Prior to moving back to Mission, B.C., Eden and Julian were asked to get involved with coaching.

“The kids really didn’t have much choice in being involved because we’re always at the rink and if they wanted to be with us they pretty much had to start,” said Eden. “Luckily we have three of them and they all like it. They are having fun. It’s a great way for them to socialize.”

Annabelle, competing at the Penticton 2016 BC Winter Games with Janie, said having parents that are former Olympians is a lot to live up to. They set high goals and Julian is hard on her at times, but she said it is also a positive.

“They know what to do,” she said.

Janie has always wanted to accomplish what her parents have. After experiencing the exhilarating feeling of winning gold on day one, Janie wants to do it again.

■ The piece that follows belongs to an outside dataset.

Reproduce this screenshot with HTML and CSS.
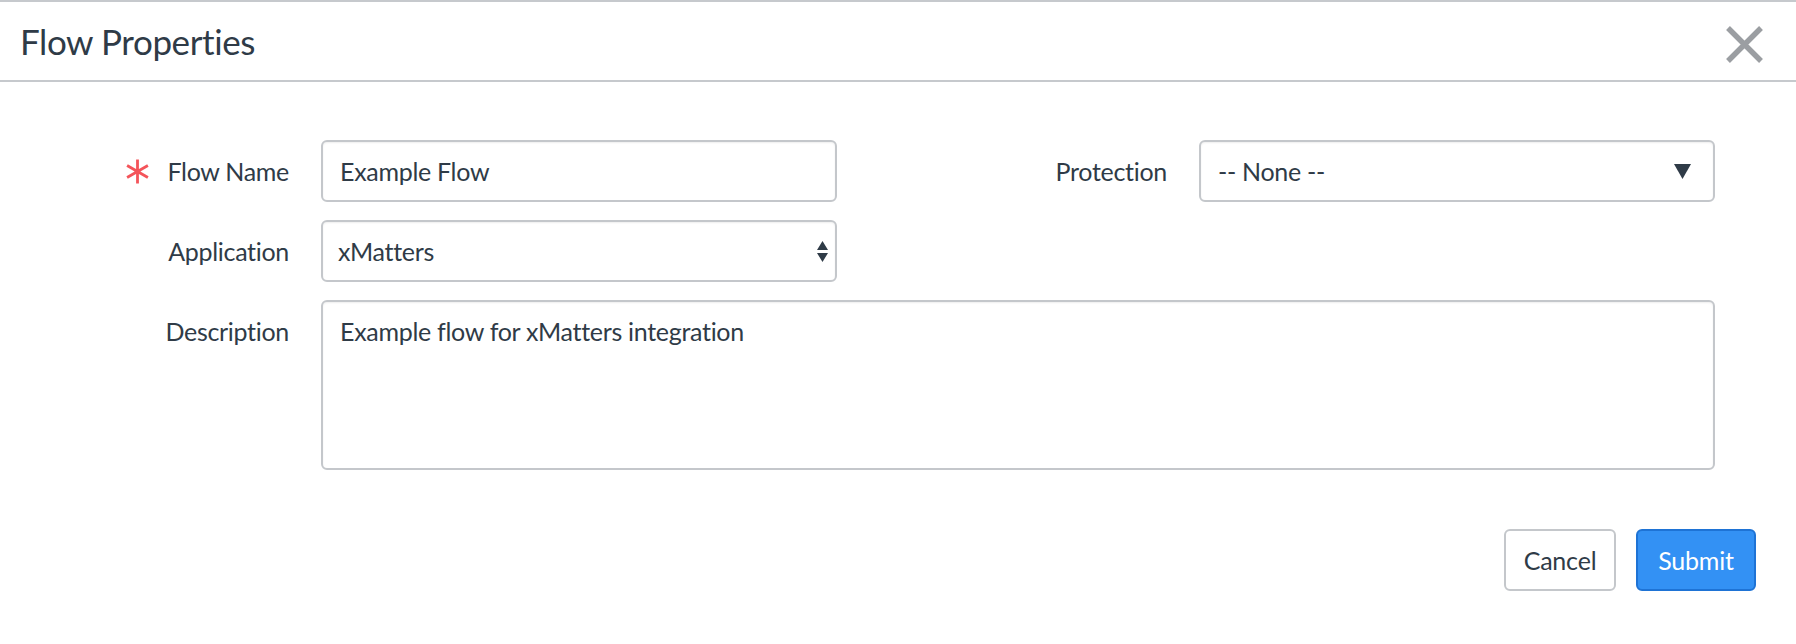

She was proud to see her sister earn a bronze medal as she cheered her on through the race.

In her young career, she competed in the Canadian national qualifiers last November and was the youngest of the 120 athletes across the country to skate.

Their mother shares her experiences with them, but said it’s the part when you’re disappointed that’s hard.

“That’s the part I probably share the most with all my athletes,” said Eden, who was at the Games as a parent. “It doesn’t always go your way. You can pick yourself up and dust yourself off. Refocus. Handle it with grace and good sportsmanship.

“It’s not always a gold medal that means you’re successful,” Eden continued. “It might be that they achieved a time that they wanted. Or made the pass they needed to make.”